* **Data segment**:
-- BEGIN --

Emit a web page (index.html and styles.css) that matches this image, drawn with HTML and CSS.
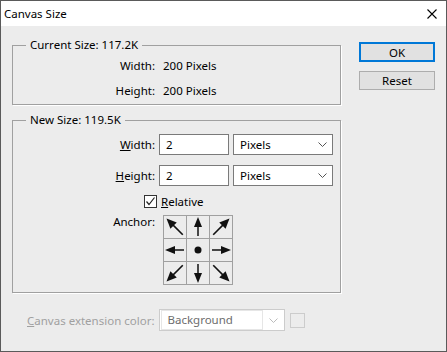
FILE: index.html
```html
<!DOCTYPE html>
<html lang="en">
<head>
    <meta charset="UTF-8">
    <title>Canvas Size</title>
    <link rel="stylesheet" href="styles.css">
</head>
<body>

<div class="window">
    <div class="titlebar">
        <span class="title">Canvas Size</span>
        <svg class="close" width="10" height="10" viewBox="0 0 10 10">
            <path d="M0.5 0.5 L9.5 9.5 M9.5 0.5 L0.5 9.5" stroke="#000" stroke-width="1.1" fill="none"/>
        </svg>
    </div>

    <div class="content">
        <div class="left">
            <fieldset class="group current">
                <legend>Current Size: 117.2K</legend>
                <div class="info">
                    <span class="label">Width:</span>
                    <span>200 Pixels</span>
                    <span class="label">Height:</span>
                    <span>200 Pixels</span>
                </div>
            </fieldset>

            <fieldset class="group newsize">
                <legend>New Size: 119.5K</legend>
                <div class="field-row">
                    <span class="label"><u>W</u>idth:</span>
                    <div class="textbox">2</div>
                    <div class="dropdown">
                        <span>Pixels</span>
                        <svg class="chev" width="9" height="5" viewBox="0 0 9 5"><path d="M0.5 0.5 L4.5 4.5 L8.5 0.5" stroke="#555" fill="none"/></svg>
                    </div>
                </div>
                <div class="field-row">
                    <span class="label"><u>H</u>eight:</span>
                    <div class="textbox">2</div>
                    <div class="dropdown">
                        <span>Pixels</span>
                        <svg class="chev" width="9" height="5" viewBox="0 0 9 5"><path d="M0.5 0.5 L4.5 4.5 L8.5 0.5" stroke="#555" fill="none"/></svg>
                    </div>
                </div>
                <div class="check-row">
                    <span class="checkbox">
                        <svg width="11" height="11" viewBox="0 0 11 11"><path d="M1.5 5.5 L4 8.5 L9.5 1.5" stroke="#222" stroke-width="1.2" fill="none"/></svg>
                    </span>
                    <span><u>R</u>elative</span>
                </div>
                <div class="anchor-row">
                    <span class="label">Anchor:</span>
                    <div class="anchor">
                        <div class="cell"><svg class="arrow" viewBox="0 0 22 22"><g transform="rotate(-135 11 11)"><path d="M0 11 H15" stroke="#111" stroke-width="1.6"/><path d="M13 6.5 L23 11 L13 15.5 Z" fill="#111"/></g></svg></div>
                        <div class="cell"><svg class="arrow" viewBox="0 0 22 22"><g transform="rotate(-90 11 11)"><path d="M2 11 H13" stroke="#111" stroke-width="1.5"/><path d="M11 7 L21 11 L11 15 Z" fill="#111"/></g></svg></div>
                        <div class="cell"><svg class="arrow" viewBox="0 0 22 22"><g transform="rotate(-45 11 11)"><path d="M0 11 H15" stroke="#111" stroke-width="1.6"/><path d="M13 6.5 L23 11 L13 15.5 Z" fill="#111"/></g></svg></div>
                        <div class="cell"><svg class="arrow" viewBox="0 0 22 22"><g transform="rotate(180 11 11)"><path d="M2 11 H13" stroke="#111" stroke-width="1.5"/><path d="M11 7 L21 11 L11 15 Z" fill="#111"/></g></svg></div>
                        <div class="cell"><svg class="arrow" viewBox="0 0 22 22"><circle cx="11" cy="11" r="3.5" fill="#111"/></svg></div>
                        <div class="cell"><svg class="arrow" viewBox="0 0 22 22"><path d="M2 11 H13" stroke="#111" stroke-width="1.5"/><path d="M11 7 L21 11 L11 15 Z" fill="#111"/></svg></div>
                        <div class="cell"><svg class="arrow" viewBox="0 0 22 22"><g transform="rotate(135 11 11)"><path d="M0 11 H15" stroke="#111" stroke-width="1.6"/><path d="M13 6.5 L23 11 L13 15.5 Z" fill="#111"/></g></svg></div>
                        <div class="cell"><svg class="arrow" viewBox="0 0 22 22"><g transform="rotate(90 11 11)"><path d="M2 11 H13" stroke="#111" stroke-width="1.5"/><path d="M11 7 L21 11 L11 15 Z" fill="#111"/></g></svg></div>
                        <div class="cell"><svg class="arrow" viewBox="0 0 22 22"><g transform="rotate(45 11 11)"><path d="M0 11 H15" stroke="#111" stroke-width="1.6"/><path d="M13 6.5 L23 11 L13 15.5 Z" fill="#111"/></g></svg></div>
                    </div>
                </div>
            </fieldset>
        </div>

        <div class="buttons">
            <button class="btn default">OK</button>
            <button class="btn">Reset</button>
        </div>
    </div>

    <div class="extension">
        <span class="label disabled"><u>C</u>anvas extension color:</span>
        <div class="dropdown off">
            <span class="inner">Background</span>
            <svg class="chev" width="9" height="5" viewBox="0 0 9 5"><path d="M0.5 0.5 L4.5 4.5 L8.5 0.5" stroke="#bbb" fill="none"/></svg>
        </div>
        <span class="swatch"></span>
    </div>
</div>

</body>
</html>
```

FILE: styles.css
```css
body {
    margin: 0;
    font-family: "Noto Sans", sans-serif;
    font-size: 11.5px;
    color: #000;
}

.window {
    width: 447px;
    height: 352px;
    box-sizing: border-box;
    border: 1px solid #5a5a5a;
    background-color: #ececec;
    display: flex;
    flex-direction: column;
}

.titlebar {
    height: 25px;
    background-color: #fff;
    display: flex;
    align-items: center;
    justify-content: space-between;
    padding: 0 9px 0 3px;
}

.title {
    font-size: 11.5px;
}

.content {
    display: flex;
    padding-left: 11px;
}

.left {
    width: 329px;
}

/* group boxes */
.group {
    margin: 0;
    padding: 0;
    border: 1px solid #a0a0a0;
    box-shadow: 1px 1px 0 #fff;
}

.group legend {
    margin-left: 13px;
    padding: 0 4px;
    line-height: 16px;
}

.current {
    margin-top: 11px;
    padding-bottom: 1px;
}

.newsize {
    margin-top: 7px;
    padding: 6px 0 7px;
}

.info {
    display: grid;
    grid-template-columns: 142px auto;
    column-gap: 8px;
    grid-auto-rows: 25px;
    align-items: center;
}

.label {
    text-align: right;
}

.field-row {
    display: flex;
    align-items: center;
    gap: 4px;
    margin-bottom: 10px;
}

.field-row .label {
    width: 142px;
}

.textbox {
    width: 70px;
    height: 21px;
    box-sizing: border-box;
    border: 1px solid #7a7a7a;
    background-color: #fff;
    padding-left: 6px;
    line-height: 19px;
}

.dropdown {
    width: 100px;
    height: 21px;
    box-sizing: border-box;
    border: 1px solid #7a7a7a;
    background-color: #fff;
    display: flex;
    align-items: center;
    justify-content: space-between;
    padding: 0 5px 0 6px;
}

.check-row {
    display: flex;
    align-items: center;
    gap: 4px;
    padding-left: 131px;
    margin-top: -2px;
    height: 14px;
}

.checkbox {
    width: 13px;
    height: 13px;
    box-sizing: border-box;
    border: 1px solid #333;
    background-color: #fff;
    display: flex;
    align-items: center;
    justify-content: center;
}

.anchor-row {
    display: flex;
    gap: 8px;
    margin-top: 7px;
}

.anchor-row .label {
    width: 142px;
    line-height: 14px;
}

.anchor {
    display: grid;
    grid-template-columns: repeat(3, 22px);
    grid-auto-rows: 22px;
    gap: 1px;
    padding: 1px;
    background-color: #a0a0a0;
}

.cell {
    background-color: #ececec;
}

.arrow {
    width: 22px;
    height: 22px;
    display: block;
}

/* dialog buttons */
.buttons {
    display: flex;
    flex-direction: column;
    gap: 9px;
    margin: 16px 0 0 18px;
}

.btn {
    width: 76px;
    height: 19px;
    box-sizing: border-box;
    padding: 0;
    border: 1px solid #adadad;
    background-color: #e1e1e1;
    font-family: "Noto Sans", sans-serif;
    font-size: 11.5px;
    line-height: 15px;
}

.btn.default {
    border: 2px solid #0078d7;
    height: 20px;
}

/* bottom row */
.extension {
    display: flex;
    align-items: center;
    margin-top: 16px;
    padding-left: 26px;
    gap: 5px;
}

.disabled {
    color: #a0a0a0;
}

.dropdown.off {
    width: 126px;
    height: 22px;
    border-color: #ccc;
    padding: 1px 6px 1px 1px;
}

.dropdown.off .inner {
    flex: 1;
    height: 18px;
    border: 1px solid #e6e6e6;
    padding-left: 5px;
    margin-right: 6px;
    line-height: 18px;
    color: #6d6d6d;
}

.swatch {
    width: 15px;
    height: 15px;
    box-sizing: border-box;
    border: 1px solid #ccc;
}
```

-- END --

* **What you will do**: Lines of the material that contain the word "styles" are to be gathered.

* **Completed exercise**:
Emit a web page (index.html and styles.css) that matches this image, drawn with HTML and CSS.
    <link rel="stylesheet" href="styles.css">
FILE: styles.css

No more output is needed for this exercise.